Mas ninguém reivindicou o ataque, sendo que um dos prováveis bombistas suicidas foi identificado como um homem entre os 25 e os 30 anos, de acordo com uma análise dos corpos no local e das impressões digitais obtidas, segundo o jornal Yeni Safak, pró-Governo.

O atentado visou uma manifestação que reunia sindicalistas e simpatizantes do HDP, pró-curdo, três semanas antes das eleições legislativas, para protestar contra a ofensiva lançada pelo Governo contra os separatistas curdos do PKK (Partido dos Trabalhadores do Curdistão) após o atentado de Suruç – numa estratégia de luta contra “todos os terrorismos”, o dos curdos, o do EI e o da extrema-esquerda.

Por isso, aviões turcos começaram a bombardear na madrugada de domingo alvos do PKK no Norte do Iraque e no Sudeste da Turquia. Isto depois de os manifestantes pró-curdos terem sido massacrados no mais mortífero atentado da História da Turquia moderna, e depois de o PKK ter ordenado aos seus militantes que parassem com toda a actividade no país até às eleições antecipadas de 1 de Novembro.

 “O cessar-fogo do PKK não significa nada para nós. As operações vão continuar”, disse uma fonte militar à Reuters. O vice-primeiro-ministro, Yalcin Akdogan, já tinha dito que o anúncio do PKK não é mais que “uma táctica” pré-eleitoral – na expectativa de favorecer o HDP. A entrada no Parlamento deste partido nas eleições de Junho fez com que o Partido da Justiça e do Desenvolvimento (AKP), o partido do Presidente Recep Erdogan e de Davutoglu, não obtivesse uma maioria suficiente, pela primeira vez desde 2002, para formar governo sozinho nem para mudar a Constituição e transformar a Turquia num regime presidencialista.

O AKP também não conseguiu formar uma coligação governamental, pelo que foram convocadas novas eleições. E acabaram as conversações com os separatistas curdos que duravam há alguns anos, substituída por uma política de confronto.

“Esta estratégia foi baseada na presunção de que a violência levaria os votos dos nacionalistas e dos conservadores para o AKP”, escreveram os analistas da Brookings Institution, Kemal Kirisci e Sinan Ekim, num ensaio de Setembro. Erdogan “reforçou esta estratégia ao retratar o HDP e Demirtas como aliados do PKK, e portanto como responsáveis pela actual instabilidade”.
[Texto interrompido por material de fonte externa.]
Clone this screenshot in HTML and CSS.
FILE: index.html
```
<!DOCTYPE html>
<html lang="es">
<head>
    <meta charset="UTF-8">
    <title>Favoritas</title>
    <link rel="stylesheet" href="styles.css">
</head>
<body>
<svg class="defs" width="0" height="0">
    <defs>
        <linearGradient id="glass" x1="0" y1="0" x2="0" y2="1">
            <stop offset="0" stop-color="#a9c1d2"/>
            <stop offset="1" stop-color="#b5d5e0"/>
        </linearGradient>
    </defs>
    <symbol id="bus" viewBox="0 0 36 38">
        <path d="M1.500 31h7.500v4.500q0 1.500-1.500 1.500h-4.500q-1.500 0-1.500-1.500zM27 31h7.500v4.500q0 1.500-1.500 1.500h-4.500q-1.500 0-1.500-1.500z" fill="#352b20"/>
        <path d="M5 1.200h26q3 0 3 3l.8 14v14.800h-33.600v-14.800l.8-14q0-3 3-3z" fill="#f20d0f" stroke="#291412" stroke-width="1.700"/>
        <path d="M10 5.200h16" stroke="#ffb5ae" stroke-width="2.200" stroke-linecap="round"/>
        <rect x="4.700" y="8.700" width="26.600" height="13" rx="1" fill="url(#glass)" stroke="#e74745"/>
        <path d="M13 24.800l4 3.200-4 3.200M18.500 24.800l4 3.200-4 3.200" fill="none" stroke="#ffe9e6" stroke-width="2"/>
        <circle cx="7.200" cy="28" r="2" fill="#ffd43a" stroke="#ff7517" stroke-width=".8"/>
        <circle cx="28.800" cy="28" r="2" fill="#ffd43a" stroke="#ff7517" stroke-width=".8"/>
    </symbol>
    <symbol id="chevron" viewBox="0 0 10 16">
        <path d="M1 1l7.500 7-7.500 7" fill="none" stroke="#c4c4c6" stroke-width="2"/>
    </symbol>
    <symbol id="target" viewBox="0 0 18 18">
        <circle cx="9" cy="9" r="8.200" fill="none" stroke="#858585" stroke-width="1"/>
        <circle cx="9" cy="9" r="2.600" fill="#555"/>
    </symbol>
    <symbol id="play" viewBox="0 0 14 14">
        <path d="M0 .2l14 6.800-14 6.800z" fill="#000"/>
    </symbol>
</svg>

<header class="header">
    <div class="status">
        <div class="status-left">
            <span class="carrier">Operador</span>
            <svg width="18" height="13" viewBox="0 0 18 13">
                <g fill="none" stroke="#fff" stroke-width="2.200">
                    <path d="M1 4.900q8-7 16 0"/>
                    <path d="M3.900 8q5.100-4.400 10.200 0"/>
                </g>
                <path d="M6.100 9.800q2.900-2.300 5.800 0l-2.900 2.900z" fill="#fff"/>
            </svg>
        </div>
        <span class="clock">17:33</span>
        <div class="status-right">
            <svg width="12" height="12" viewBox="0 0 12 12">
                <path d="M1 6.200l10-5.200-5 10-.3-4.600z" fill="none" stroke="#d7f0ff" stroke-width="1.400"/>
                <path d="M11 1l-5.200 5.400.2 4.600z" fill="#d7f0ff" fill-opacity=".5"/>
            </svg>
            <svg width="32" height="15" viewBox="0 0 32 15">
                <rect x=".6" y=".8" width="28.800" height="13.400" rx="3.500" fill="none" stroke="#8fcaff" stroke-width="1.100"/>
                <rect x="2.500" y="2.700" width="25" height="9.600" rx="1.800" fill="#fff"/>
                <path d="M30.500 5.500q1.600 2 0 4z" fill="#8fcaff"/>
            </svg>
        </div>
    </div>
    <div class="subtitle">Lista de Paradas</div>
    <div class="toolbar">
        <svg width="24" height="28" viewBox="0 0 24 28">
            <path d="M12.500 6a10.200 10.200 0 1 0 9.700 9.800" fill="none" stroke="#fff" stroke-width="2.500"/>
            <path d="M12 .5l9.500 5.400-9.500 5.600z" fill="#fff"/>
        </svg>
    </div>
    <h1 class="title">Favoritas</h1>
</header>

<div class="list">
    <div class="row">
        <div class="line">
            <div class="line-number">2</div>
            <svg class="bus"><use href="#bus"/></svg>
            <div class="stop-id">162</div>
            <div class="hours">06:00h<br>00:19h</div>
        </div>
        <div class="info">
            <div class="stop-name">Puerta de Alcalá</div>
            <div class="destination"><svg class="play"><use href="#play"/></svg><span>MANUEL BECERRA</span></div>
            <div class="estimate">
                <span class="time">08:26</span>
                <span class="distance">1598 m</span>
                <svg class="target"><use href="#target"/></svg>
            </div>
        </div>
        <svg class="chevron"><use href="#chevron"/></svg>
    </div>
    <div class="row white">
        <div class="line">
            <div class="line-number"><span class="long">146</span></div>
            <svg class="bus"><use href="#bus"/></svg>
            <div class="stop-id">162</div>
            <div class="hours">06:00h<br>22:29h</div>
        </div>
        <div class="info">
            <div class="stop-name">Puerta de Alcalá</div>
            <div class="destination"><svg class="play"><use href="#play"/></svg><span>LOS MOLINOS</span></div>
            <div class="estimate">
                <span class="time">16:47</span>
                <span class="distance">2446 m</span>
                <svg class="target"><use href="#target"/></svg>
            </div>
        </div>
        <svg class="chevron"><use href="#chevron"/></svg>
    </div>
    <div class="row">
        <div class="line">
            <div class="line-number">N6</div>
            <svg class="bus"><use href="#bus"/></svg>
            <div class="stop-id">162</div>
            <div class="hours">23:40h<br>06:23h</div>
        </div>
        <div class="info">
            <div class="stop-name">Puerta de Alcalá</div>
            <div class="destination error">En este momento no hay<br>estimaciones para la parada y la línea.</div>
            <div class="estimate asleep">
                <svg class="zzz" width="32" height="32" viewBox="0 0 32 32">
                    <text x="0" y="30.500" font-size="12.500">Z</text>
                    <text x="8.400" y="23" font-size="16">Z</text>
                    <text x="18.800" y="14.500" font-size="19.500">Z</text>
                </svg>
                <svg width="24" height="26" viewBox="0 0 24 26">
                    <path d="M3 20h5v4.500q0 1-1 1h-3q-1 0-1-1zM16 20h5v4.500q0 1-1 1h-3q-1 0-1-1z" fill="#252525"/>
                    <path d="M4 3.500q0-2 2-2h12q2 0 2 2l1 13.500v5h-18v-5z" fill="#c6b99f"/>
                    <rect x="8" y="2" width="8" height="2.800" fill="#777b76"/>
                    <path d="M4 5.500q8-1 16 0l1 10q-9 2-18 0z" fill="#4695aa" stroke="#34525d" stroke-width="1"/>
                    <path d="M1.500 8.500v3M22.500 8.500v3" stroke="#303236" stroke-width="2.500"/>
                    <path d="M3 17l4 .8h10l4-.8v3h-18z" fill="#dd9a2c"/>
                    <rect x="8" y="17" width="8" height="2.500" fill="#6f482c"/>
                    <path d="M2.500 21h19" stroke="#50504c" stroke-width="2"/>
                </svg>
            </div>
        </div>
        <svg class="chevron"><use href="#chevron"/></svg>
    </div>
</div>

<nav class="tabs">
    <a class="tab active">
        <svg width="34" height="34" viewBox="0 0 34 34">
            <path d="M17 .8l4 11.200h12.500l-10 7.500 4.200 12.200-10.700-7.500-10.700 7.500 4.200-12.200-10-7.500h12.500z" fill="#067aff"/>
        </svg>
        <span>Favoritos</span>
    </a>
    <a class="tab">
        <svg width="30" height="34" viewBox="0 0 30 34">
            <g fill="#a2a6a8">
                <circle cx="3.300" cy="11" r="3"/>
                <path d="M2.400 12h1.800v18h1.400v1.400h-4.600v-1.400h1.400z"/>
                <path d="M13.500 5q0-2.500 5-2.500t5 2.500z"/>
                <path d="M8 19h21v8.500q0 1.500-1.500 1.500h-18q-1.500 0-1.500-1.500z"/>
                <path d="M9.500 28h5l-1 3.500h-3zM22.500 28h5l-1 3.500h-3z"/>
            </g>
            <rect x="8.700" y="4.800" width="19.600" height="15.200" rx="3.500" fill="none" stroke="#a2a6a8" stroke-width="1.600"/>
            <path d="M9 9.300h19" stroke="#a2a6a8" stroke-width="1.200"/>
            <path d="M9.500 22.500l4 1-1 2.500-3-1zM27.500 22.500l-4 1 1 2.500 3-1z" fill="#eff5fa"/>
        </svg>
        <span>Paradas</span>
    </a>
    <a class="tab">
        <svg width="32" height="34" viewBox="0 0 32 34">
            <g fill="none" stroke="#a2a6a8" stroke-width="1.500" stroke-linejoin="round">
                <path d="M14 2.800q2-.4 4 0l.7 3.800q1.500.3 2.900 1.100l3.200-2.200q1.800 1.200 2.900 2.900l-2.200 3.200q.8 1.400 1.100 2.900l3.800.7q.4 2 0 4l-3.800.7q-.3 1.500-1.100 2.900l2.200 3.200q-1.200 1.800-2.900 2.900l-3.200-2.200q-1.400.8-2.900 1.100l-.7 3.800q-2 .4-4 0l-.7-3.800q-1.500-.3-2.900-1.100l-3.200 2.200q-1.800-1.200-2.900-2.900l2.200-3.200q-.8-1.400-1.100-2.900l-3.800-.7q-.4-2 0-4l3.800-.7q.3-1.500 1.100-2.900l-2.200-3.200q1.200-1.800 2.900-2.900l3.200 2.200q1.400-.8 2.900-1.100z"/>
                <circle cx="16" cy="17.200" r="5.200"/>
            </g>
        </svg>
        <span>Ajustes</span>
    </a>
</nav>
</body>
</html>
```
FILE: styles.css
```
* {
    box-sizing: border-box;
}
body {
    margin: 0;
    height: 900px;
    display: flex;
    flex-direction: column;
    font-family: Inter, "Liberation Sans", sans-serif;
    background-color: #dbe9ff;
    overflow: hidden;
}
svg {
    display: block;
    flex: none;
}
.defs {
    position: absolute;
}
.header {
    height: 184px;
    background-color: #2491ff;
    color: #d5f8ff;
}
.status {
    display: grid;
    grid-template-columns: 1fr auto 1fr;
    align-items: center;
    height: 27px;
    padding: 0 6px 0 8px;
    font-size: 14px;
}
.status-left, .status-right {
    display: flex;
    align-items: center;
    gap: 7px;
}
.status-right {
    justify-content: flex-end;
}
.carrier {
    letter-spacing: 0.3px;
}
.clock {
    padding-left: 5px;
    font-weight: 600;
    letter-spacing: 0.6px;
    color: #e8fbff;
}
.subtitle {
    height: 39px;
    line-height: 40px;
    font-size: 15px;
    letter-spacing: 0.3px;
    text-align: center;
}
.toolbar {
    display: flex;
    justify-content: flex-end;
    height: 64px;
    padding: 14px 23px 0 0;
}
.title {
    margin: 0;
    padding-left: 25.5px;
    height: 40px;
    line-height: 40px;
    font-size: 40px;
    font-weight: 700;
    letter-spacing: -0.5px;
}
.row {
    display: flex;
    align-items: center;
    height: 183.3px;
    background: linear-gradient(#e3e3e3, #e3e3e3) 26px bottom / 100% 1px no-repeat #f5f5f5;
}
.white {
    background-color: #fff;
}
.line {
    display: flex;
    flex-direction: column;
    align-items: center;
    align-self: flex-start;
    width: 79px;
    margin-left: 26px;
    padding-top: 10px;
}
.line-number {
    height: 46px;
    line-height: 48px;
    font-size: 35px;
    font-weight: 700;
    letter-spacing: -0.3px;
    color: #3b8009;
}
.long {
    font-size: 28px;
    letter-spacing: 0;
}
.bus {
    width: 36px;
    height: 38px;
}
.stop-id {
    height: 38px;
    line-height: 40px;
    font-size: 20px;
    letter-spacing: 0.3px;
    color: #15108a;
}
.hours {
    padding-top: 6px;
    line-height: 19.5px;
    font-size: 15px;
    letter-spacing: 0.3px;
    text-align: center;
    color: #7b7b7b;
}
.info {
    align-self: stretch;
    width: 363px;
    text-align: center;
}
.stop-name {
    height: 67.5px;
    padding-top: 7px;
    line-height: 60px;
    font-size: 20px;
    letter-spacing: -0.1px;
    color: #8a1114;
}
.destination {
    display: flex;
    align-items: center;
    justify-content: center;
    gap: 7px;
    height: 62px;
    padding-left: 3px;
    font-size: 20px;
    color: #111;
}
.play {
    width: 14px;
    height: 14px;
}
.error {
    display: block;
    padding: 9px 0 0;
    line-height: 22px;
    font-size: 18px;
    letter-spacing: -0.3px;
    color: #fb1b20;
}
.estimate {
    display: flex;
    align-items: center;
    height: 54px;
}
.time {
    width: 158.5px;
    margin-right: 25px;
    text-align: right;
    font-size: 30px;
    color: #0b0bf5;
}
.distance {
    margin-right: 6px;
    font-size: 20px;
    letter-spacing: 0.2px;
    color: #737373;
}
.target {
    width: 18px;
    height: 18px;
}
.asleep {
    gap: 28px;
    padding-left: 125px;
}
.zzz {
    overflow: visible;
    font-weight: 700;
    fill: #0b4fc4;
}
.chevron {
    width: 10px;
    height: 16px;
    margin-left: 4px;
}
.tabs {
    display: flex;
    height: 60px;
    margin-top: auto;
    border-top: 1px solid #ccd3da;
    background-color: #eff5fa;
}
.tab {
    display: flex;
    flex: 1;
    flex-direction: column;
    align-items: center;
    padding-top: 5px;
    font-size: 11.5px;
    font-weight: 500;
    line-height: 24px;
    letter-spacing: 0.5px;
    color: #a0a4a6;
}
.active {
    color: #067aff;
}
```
É por isso que o HDP e o seu líder Demirtas atribuem culpas ao AKP e a Erdogan, cuja acção nos últimos tempos tem sido também de forte repressão dos media e dos próprios jornalistas, além de violência contra os curdos. Por isso, e porque a Turquia tem uma longa história de redes ligadas aos serviços secretos e aos militares, durante os tempos da junta militar e mesmo depois, envolvidos em atentados e acções suspeitas – aquilo a que os turcos chamam o “Estado Profundo”.